参加者:私がお父さんお母さんで失敗したのが、最近はシングルマザーの子どももいて、お父さんの顔を知らないことがあります。今の社会情勢では微妙なことろもあると思う。その時はどうしたら良いでしょうか。
参加者:事前打ち合わせの時に先生と話していて、シングルマザーの話題もでますが、実際にお父さんとお母さんがいないと子どもが産まれないのは事実なので、そこはきちんと話しています。

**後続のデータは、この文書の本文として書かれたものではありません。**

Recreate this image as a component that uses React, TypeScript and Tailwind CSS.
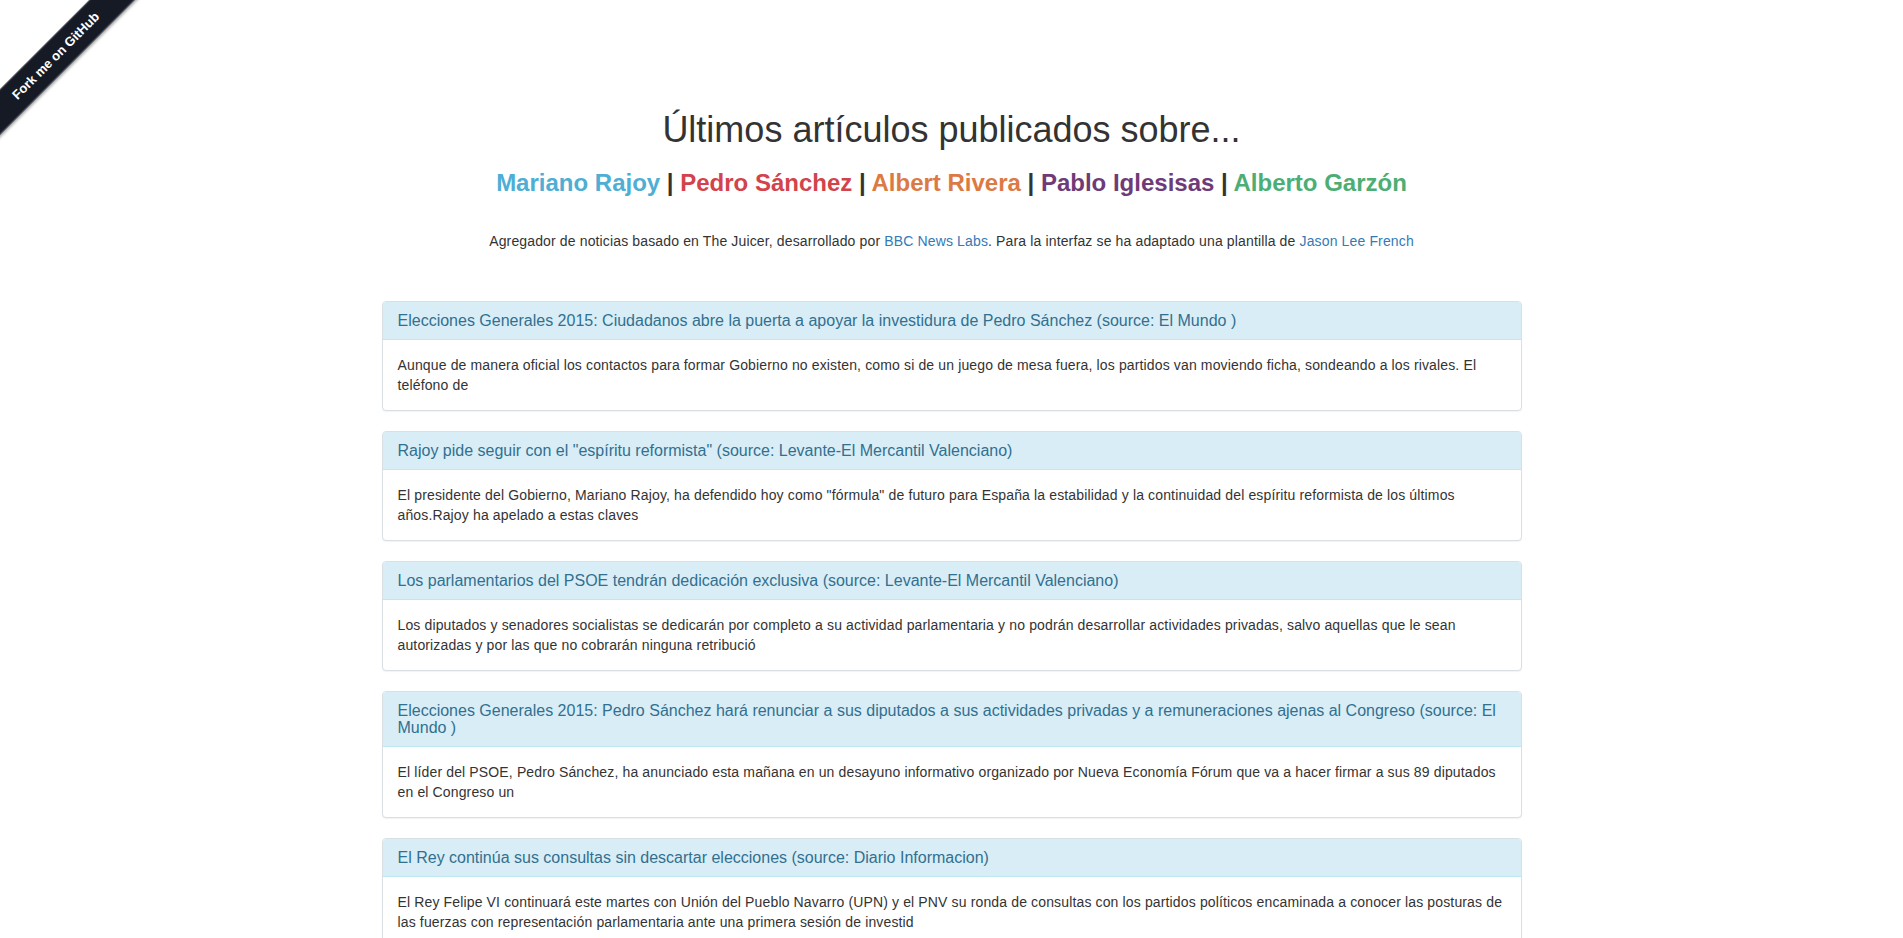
const articles = [
  {
    title: 'Elecciones Generales 2015: Ciudadanos abre la puerta a apoyar la investidura de Pedro Sánchez (source: El Mundo )',
    body: 'Aunque de manera oficial los contactos para formar Gobierno no existen, como si de un juego de mesa fuera, los partidos van moviendo ficha, sondeando a los rivales. El teléfono de',
  },
  {
    title: 'Rajoy pide seguir con el "espíritu reformista" (source: Levante-El Mercantil Valenciano)',
    body: 'El presidente del Gobierno, Mariano Rajoy, ha defendido hoy como "fórmula" de futuro para España la estabilidad y la continuidad del espíritu reformista de los últimos años.Rajoy ha apelado a estas claves',
  },
  {
    title: 'Los parlamentarios del PSOE tendrán dedicación exclusiva (source: Levante-El Mercantil Valenciano)',
    body: 'Los diputados y senadores socialistas se dedicarán por completo a su actividad parlamentaria y no podrán desarrollar actividades privadas, salvo aquellas que le sean autorizadas y por las que no cobrarán ninguna retribució',
  },
  {
    title: 'Elecciones Generales 2015: Pedro Sánchez hará renunciar a sus diputados a sus actividades privadas y a remuneraciones ajenas al Congreso (source: El Mundo )',
    body: 'El líder del PSOE, Pedro Sánchez, ha anunciado esta mañana en un desayuno informativo organizado por Nueva Economía Fórum que va a hacer firmar a sus 89 diputados en el Congreso un',
  },
  {
    title: 'El Rey continúa sus consultas sin descartar elecciones (source: Diario Informacion)',
    body: 'El Rey Felipe VI continuará este martes con Unión del Pueblo Navarro (UPN) y el PNV su ronda de consultas con los partidos políticos encaminada a conocer las posturas de las fuerzas con representación parlamentaria ante una primera sesión de investid',
  },
];

// Ribbon "Fork me on GitHub" en la esquina
function ForkRibbon() {
  return (
    <a
      href="#"
      className="absolute left-[-64px] top-[40px] flex h-[32px] w-[240px] -rotate-45 items-center justify-center border-y border-[#4a505a] bg-[#151a24] text-[13px] font-bold text-white shadow-[0_2px_3px_rgba(0,0,0,0.35)]"
    >
      Fork me on GitHub
    </a>
  );
}

function ArticlePanel({ title, body }: { title: string; body: string }) {
  return (
    <div className="mb-[20px] rounded-[4px] border border-[#d9dfe3] bg-white shadow-[0_1px_1px_rgba(0,0,0,0.05)]">
      <div className="rounded-t-[3px] border-b border-[#bce8f1] bg-[#d9edf7] px-[15px] py-[10px] text-[16px] leading-[17px] text-[#31708f]">
        {title}
      </div>
      <div className="p-[15px] text-[14px] leading-[20px] tracking-[0.14px] text-[#333]">{body}</div>
    </div>
  );
}

export default function App() {
  return (
    <div className="relative min-h-screen overflow-hidden bg-white font-['Liberation_Sans',Arial,sans-serif] text-[#333]">
      <ForkRibbon />

      <div className="mx-auto w-[1170px] px-[15px] pt-[110px]">
        {/* Cabecera */}
        <h1 className="text-center text-[36px] leading-[1.1] font-normal">Últimos artículos publicados sobre...</h1>
        <h3 className="mt-[20px] text-center text-[24px] leading-[1.1] font-bold">
          <a href="#" className="text-[#4eaed4]">Mariano Rajoy</a> |{' '}
          <a href="#" className="text-[#d2434b]">Pedro Sánchez</a> |{' '}
          <a href="#" className="text-[#dc7a43]">Albert Rivera</a> |{' '}
          <a href="#" className="text-[#6e3b78]">Pablo Iglesisas</a> |{' '}
          <a href="#" className="text-[#4cae74]">Alberto Garzón</a>
        </h3>
        <p className="mt-[35px] text-center text-[14px] leading-[20px] tracking-[0.14px]">
          Agregador de noticias basado en The Juicer, desarrollado por{' '}
          <a href="#" className="text-[#337ab7]">BBC News Labs</a>. Para la interfaz se ha adaptado una plantilla de{' '}
          <a href="#" className="text-[#337ab7]">Jason Lee French</a>
        </p>

        {/* Listado de artículos */}
        <div className="mt-[50px]">
          {articles.map((a) => (
            <ArticlePanel key={a.title} title={a.title} body={a.body} />
          ))}
        </div>
      </div>
    </div>
  );
}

松原:高学年になると第二次性徴期に入ることもあり、男性がそういう話をすると過敏に反応してしまう女の子達がいます。今回のDVDの中で、加茂さんは最初に「僕のことは変なおじさんだと思わないで、今日は勉強だから。」と、ひと言言っていまた。そういうひと言も大事だと感じました。
酪農ってかっこいいだろ!等身大で子ども達と向き合う
 最後に、子ども達のコミュニケーション、関わり方の中で、自分自身が大切にしていること、大切にしたいと思っていることを発表してもらいました。

・子ども達に接する時に1番大切なのは誠実さだと思っています。場がシーンとしても自分の伝えたいことを伝えることが大事だと思います。
・笑顔で楽しい雰囲気づくり、面白く自分も子どもになって勉強することが必要ではないか。
・出前授業に限りませんが、「いただきますの意味、楽しい、美味しい、感謝の気持ち」を言葉にする。私の牧場でも最後に「いただきます。ごちそうさまでした。」と言いますが、今の酪農情勢が大変だとか、苦労しているとか、農家は大変だから牛乳飲んでねとか、ネガティブに話すより、伝える時には俺達の仕事、酪農ってかっこいいだろという思いをもって伝えています。聞いている子ども達の中に酪農ってかっこいい、俺もやりたいって思ってくれる子が1人でも2人でも出てくれると嬉しいと思います。それが将来的に微力かもしれないが、農業全体の地位の向上につながり、また地域への理解の向上にもつながると良いなという思いで話しています。